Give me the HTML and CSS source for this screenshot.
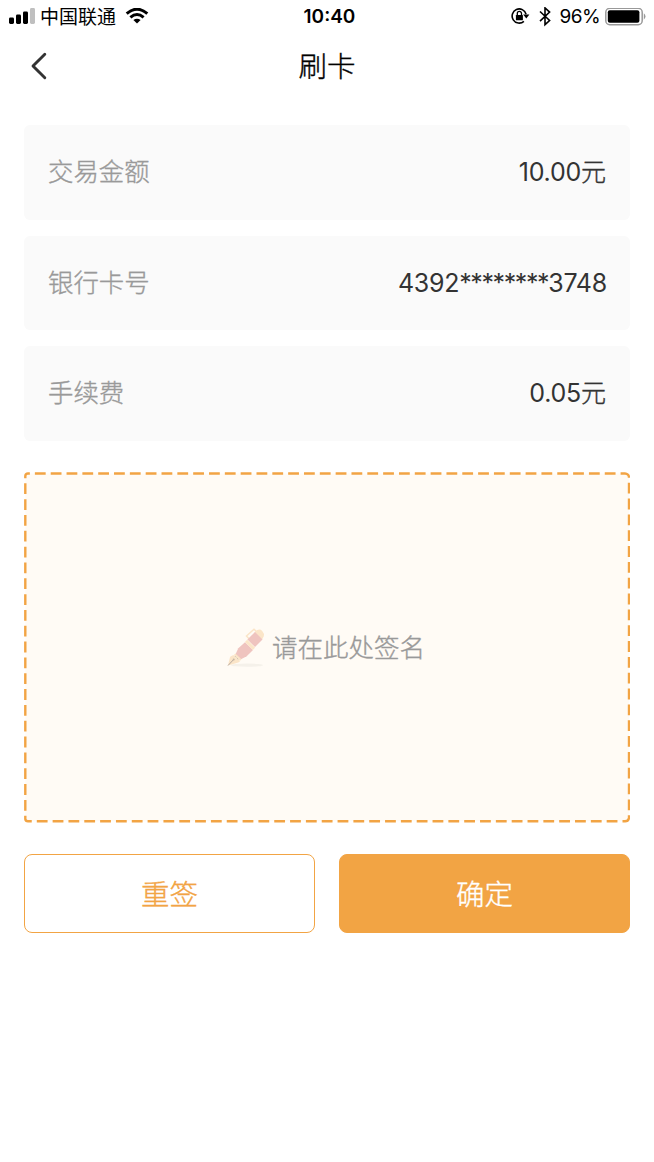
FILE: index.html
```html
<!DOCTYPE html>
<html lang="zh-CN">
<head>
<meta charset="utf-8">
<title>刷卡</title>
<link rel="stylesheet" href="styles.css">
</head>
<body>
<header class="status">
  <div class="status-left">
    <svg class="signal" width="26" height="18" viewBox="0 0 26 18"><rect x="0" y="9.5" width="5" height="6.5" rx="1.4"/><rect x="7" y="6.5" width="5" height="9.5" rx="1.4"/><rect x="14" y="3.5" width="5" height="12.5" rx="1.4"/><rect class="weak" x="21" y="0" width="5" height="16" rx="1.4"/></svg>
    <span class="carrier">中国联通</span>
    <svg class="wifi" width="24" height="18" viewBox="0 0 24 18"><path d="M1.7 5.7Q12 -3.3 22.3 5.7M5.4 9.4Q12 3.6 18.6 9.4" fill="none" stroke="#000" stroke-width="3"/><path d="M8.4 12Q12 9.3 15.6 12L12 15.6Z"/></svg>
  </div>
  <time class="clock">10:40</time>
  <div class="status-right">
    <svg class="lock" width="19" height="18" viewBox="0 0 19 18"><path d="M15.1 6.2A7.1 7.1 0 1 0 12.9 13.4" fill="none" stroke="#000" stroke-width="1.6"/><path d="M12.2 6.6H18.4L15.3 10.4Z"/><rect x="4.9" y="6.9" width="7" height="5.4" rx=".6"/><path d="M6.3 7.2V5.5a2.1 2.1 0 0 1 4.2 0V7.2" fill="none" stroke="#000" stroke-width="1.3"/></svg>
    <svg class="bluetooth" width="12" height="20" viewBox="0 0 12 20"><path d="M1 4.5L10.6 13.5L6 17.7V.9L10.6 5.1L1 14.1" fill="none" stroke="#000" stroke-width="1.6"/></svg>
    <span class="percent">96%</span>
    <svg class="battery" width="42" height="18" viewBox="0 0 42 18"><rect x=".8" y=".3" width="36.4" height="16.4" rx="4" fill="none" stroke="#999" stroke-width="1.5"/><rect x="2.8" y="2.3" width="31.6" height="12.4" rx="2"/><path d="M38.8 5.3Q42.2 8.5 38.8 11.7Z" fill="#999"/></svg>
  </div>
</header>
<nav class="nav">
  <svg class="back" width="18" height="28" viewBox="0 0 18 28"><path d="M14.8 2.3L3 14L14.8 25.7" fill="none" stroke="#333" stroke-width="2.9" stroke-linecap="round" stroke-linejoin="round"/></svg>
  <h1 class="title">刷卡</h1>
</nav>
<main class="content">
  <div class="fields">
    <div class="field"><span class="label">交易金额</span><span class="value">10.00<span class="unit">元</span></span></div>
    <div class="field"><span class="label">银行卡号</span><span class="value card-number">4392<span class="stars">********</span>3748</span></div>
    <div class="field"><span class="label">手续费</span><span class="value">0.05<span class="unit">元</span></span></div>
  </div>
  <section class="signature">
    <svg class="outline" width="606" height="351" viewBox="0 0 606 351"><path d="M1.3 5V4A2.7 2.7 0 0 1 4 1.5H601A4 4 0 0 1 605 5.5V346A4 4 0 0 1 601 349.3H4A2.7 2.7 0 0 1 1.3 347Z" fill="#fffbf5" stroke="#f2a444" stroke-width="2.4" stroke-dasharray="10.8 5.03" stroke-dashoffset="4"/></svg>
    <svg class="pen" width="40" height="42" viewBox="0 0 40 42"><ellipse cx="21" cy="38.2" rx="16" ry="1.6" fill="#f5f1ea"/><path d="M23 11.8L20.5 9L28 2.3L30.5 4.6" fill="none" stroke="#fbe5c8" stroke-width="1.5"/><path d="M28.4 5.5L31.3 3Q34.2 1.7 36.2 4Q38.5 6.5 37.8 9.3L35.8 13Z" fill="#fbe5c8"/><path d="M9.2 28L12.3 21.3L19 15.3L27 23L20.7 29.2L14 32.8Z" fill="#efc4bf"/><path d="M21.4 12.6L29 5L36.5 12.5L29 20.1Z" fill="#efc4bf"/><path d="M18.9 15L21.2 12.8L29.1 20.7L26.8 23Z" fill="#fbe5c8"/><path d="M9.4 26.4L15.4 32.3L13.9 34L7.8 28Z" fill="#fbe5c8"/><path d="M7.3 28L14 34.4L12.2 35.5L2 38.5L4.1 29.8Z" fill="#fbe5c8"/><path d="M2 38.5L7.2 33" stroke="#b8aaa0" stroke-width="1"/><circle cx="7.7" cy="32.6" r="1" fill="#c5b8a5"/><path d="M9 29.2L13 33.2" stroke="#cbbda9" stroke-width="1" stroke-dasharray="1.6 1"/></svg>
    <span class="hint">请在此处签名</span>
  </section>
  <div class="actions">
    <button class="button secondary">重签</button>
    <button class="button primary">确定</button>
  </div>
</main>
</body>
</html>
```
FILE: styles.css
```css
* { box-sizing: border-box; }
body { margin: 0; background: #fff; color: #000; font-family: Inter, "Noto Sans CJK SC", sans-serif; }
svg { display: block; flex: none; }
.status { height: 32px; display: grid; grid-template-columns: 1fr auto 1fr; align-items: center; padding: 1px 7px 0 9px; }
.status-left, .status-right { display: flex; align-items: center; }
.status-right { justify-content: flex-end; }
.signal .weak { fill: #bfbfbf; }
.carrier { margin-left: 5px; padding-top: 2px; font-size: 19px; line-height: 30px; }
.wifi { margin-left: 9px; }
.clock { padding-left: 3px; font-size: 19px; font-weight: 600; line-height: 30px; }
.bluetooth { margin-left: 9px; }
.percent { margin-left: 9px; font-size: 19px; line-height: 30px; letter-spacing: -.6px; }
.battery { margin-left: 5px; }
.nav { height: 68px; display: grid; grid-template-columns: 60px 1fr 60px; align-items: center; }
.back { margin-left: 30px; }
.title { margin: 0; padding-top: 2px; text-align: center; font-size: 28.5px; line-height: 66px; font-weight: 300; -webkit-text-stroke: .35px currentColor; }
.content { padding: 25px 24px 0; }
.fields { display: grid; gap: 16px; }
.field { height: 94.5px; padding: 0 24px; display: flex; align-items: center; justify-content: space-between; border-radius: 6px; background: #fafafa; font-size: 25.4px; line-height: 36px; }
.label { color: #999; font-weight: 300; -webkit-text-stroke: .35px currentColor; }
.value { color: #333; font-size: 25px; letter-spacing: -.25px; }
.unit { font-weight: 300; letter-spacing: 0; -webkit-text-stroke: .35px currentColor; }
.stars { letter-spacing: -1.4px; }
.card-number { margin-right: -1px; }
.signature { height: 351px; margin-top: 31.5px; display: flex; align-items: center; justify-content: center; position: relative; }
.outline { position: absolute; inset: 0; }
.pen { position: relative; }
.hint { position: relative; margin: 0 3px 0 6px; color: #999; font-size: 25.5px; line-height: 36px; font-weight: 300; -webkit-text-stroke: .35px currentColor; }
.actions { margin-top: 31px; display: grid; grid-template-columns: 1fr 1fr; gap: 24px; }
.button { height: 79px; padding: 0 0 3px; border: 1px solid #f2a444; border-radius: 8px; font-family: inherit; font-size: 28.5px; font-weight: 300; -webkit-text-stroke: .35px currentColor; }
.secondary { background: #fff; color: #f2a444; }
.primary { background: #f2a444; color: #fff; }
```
# # #
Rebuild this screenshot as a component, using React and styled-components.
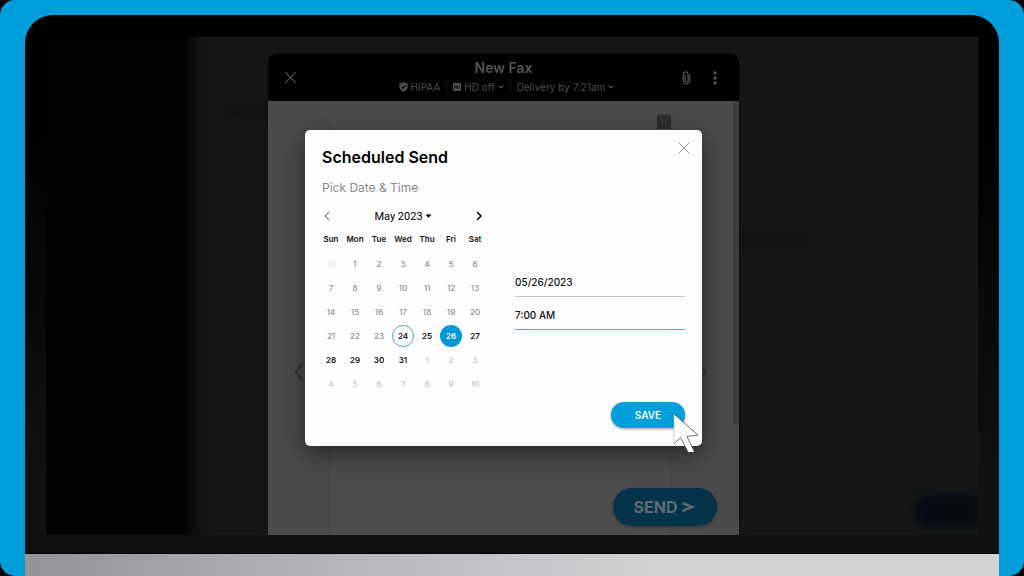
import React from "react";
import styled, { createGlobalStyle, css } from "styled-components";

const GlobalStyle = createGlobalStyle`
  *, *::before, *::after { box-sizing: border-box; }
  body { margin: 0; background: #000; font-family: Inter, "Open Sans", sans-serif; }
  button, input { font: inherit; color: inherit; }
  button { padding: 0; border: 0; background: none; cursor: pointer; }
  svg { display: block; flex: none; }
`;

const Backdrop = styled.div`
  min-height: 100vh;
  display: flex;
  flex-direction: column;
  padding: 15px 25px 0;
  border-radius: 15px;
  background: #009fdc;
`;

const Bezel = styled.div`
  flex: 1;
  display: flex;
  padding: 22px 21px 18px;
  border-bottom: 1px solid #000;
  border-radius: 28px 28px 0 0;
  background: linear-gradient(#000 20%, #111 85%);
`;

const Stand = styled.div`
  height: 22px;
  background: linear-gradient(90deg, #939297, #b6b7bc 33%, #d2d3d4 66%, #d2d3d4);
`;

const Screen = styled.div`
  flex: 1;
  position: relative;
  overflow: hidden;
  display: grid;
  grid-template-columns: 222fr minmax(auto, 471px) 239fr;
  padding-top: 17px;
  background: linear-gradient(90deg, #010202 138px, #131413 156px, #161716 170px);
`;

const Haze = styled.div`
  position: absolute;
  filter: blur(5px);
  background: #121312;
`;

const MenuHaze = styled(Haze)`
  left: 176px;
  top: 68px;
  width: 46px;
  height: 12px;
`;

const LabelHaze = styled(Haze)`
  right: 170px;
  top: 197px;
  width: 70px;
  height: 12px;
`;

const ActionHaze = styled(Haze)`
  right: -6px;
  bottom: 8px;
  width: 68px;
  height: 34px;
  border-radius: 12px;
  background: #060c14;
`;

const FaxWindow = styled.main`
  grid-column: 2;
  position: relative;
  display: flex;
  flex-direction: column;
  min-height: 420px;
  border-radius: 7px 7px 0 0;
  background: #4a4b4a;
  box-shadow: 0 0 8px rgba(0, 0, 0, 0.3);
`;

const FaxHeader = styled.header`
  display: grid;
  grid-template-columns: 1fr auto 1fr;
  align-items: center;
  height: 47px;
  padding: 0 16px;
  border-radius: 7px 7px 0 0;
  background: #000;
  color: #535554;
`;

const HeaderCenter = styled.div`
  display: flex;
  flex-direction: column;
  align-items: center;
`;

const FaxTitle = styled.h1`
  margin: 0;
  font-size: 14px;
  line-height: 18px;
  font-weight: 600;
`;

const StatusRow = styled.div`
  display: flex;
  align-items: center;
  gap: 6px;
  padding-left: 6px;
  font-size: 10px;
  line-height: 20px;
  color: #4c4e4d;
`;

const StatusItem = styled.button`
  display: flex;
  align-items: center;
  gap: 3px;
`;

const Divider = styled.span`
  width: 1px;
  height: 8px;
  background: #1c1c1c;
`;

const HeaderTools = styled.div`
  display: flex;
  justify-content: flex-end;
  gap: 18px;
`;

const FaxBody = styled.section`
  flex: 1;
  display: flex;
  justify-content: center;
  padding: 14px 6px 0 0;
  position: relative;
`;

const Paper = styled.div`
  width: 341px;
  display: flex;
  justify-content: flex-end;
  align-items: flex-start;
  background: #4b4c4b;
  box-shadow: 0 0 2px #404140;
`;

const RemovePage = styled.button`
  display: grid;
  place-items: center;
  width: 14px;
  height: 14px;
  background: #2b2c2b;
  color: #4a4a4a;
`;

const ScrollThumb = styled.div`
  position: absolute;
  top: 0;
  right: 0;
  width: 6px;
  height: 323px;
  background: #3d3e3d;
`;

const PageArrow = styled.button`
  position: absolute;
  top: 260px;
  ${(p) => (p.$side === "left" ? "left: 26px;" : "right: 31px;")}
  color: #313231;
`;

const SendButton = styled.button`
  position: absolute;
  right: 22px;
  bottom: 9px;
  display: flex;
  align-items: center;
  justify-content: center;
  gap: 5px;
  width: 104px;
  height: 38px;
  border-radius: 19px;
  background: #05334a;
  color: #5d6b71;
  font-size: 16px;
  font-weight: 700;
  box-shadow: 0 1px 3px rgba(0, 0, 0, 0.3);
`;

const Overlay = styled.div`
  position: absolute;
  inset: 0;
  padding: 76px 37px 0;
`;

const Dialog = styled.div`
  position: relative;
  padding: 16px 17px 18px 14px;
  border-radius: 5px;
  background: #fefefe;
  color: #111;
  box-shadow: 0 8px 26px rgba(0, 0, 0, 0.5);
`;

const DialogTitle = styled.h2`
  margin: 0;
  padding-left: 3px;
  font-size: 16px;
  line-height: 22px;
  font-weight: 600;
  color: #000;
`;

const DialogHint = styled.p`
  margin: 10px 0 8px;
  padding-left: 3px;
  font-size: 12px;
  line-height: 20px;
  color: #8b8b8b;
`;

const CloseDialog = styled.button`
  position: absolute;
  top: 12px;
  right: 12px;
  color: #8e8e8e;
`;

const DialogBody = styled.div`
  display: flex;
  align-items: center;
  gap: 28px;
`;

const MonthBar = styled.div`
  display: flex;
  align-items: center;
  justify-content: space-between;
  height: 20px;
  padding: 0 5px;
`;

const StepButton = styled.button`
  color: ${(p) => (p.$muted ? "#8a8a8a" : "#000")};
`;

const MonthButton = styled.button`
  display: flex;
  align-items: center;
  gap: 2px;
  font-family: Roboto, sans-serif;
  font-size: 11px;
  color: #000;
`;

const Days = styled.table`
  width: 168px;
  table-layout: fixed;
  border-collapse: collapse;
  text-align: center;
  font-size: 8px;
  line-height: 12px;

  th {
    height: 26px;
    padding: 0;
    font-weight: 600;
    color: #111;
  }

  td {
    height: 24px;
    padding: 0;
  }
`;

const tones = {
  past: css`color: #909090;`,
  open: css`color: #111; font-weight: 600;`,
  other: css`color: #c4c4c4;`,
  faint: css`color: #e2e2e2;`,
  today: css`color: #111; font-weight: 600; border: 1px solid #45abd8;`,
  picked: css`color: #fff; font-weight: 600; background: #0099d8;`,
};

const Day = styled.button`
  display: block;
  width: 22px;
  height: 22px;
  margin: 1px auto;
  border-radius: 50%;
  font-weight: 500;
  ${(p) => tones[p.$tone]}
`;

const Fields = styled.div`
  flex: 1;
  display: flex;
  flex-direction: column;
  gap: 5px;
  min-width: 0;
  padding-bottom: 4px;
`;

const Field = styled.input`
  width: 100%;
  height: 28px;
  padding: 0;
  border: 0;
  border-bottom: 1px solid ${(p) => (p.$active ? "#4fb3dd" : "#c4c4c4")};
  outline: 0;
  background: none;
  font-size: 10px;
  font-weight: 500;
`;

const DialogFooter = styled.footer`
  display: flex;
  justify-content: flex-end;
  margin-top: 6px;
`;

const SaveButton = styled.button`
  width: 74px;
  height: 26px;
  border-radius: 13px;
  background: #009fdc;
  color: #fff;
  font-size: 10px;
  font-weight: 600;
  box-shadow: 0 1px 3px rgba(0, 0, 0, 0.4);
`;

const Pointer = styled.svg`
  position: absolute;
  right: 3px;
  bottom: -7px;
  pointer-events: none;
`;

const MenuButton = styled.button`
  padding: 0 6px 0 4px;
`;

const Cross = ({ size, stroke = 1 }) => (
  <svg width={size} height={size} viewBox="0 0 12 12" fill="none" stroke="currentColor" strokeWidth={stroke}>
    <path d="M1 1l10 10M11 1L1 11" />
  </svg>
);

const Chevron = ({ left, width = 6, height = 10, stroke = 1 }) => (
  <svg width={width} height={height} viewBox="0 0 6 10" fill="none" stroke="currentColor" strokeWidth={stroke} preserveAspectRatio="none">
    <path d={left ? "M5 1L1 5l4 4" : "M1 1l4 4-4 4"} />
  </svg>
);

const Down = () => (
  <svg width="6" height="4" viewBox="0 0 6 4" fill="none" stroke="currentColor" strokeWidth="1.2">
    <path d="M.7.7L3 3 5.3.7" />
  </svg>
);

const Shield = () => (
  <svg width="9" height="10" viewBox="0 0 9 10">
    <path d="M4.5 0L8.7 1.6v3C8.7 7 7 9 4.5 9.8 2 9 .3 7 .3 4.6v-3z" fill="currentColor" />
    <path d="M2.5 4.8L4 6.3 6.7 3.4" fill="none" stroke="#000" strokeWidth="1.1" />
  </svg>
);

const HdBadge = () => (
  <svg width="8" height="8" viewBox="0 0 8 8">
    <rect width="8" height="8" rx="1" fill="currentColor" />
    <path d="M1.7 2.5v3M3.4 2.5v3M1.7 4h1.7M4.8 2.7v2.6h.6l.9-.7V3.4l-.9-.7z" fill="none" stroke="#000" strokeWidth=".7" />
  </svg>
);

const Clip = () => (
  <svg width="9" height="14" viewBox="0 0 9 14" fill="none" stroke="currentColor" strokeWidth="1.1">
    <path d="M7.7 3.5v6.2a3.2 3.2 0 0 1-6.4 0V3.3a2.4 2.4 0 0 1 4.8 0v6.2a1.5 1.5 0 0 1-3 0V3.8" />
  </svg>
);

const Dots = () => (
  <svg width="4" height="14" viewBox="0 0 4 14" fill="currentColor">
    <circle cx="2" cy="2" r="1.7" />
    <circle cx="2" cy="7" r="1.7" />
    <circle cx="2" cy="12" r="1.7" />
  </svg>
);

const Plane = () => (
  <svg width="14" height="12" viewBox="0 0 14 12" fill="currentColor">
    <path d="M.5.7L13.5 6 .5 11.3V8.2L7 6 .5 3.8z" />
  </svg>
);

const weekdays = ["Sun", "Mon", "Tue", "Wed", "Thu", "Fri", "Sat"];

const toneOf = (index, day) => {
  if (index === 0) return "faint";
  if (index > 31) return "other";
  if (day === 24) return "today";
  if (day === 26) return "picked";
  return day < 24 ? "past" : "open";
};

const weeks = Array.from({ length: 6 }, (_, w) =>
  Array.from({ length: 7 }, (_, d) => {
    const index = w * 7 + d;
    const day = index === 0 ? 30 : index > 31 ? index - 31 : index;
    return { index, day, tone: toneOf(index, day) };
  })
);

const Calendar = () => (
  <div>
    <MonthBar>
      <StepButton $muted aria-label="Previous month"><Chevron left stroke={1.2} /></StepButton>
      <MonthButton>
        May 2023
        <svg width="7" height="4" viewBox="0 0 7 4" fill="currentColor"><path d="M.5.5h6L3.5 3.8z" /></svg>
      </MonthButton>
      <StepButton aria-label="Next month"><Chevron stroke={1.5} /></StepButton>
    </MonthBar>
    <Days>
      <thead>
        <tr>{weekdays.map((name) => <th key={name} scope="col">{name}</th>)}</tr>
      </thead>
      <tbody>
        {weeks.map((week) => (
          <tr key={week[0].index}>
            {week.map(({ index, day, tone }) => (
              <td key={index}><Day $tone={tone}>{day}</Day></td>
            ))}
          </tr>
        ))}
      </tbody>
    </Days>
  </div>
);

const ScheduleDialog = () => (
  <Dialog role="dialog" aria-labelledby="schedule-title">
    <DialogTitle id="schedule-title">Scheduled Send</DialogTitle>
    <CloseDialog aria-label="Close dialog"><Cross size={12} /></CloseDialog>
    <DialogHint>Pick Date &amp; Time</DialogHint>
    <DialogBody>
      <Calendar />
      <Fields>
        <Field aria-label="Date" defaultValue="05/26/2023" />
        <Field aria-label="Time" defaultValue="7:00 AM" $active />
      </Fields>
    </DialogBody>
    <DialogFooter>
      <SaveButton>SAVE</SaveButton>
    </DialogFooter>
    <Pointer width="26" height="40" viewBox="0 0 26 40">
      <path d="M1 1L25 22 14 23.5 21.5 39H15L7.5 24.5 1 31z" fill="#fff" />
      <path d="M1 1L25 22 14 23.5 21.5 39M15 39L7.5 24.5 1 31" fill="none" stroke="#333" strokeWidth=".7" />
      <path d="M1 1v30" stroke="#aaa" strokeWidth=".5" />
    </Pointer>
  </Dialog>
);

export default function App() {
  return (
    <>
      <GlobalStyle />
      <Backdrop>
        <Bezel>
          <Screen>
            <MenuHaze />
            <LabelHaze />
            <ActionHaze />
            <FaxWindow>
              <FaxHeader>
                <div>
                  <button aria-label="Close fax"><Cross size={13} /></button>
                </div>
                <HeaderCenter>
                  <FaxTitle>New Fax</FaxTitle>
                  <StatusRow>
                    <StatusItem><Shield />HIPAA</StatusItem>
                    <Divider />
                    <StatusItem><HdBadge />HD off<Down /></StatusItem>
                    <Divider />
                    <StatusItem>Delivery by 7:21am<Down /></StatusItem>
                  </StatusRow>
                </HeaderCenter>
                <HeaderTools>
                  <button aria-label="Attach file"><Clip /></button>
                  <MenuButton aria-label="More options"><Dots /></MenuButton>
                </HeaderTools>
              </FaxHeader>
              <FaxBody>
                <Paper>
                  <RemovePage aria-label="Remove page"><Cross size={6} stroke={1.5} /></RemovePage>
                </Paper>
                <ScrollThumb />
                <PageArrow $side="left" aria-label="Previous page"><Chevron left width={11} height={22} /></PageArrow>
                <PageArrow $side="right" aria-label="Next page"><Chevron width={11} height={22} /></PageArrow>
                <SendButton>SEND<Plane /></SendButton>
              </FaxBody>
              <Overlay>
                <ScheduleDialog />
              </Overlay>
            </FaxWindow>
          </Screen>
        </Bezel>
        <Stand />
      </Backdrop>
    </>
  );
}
# # #
What is asked:
List all lines holding the string "components".

Solution to the exercise:
Rebuild this screenshot as a component, using React and styled-components.
import styled, { createGlobalStyle, css } from "styled-components";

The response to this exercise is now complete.